Chapter 5: Worksheet - Using The Architect
Part 1: The Map-Drawing Robot (Elementary Level)
You give The Architect robot the starting room "11." Using the secret door rule, what is the first room it will travel to and draw on its map?
The robot draws the path 3 → 5 → 1. How many rooms did it visit after the start room?
Part 2: The Trajectory Tracer (Middle School Level)
You are The Architect. Your starting number is K=19.
Calculate the first step: Cₐ(19) = ?
Calculate the second step: Cₐ(your answer from above) = ?
What is the main algorithm or "GPS" that The Architect program uses?
Part 3: The Δ_C Operator (High School Level)
The Architect's job is to trace trajectories on the Collatz State Graph G_Ψ. What are the vertices (locations) of this graph, and what defines the edges (paths)?
There are two ways to implement the Δ_C operator. One is algebraic (Cₐ(K)), and the other is symbolic. Briefly explain the difference.
Why is "State Compiler" a fitting name for The Architect?
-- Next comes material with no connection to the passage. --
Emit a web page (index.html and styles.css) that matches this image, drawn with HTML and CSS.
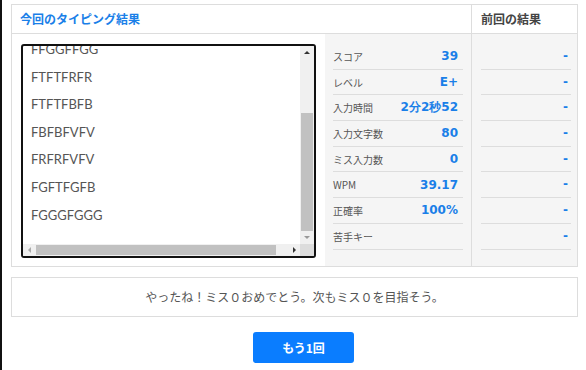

Part 4: The Automaton (College Level)
Describe The Architect as a deterministic finite automaton (DFA). What are its states, transition function, start state, and accepting state?
Why is the transition function δ(K) = Cₐ(K) considered deterministic?
The output of The Architect for a number n is a trajectory. What other important structural "object file" can be generated at the same time by recording the type of each step (Trigger or Rebel)?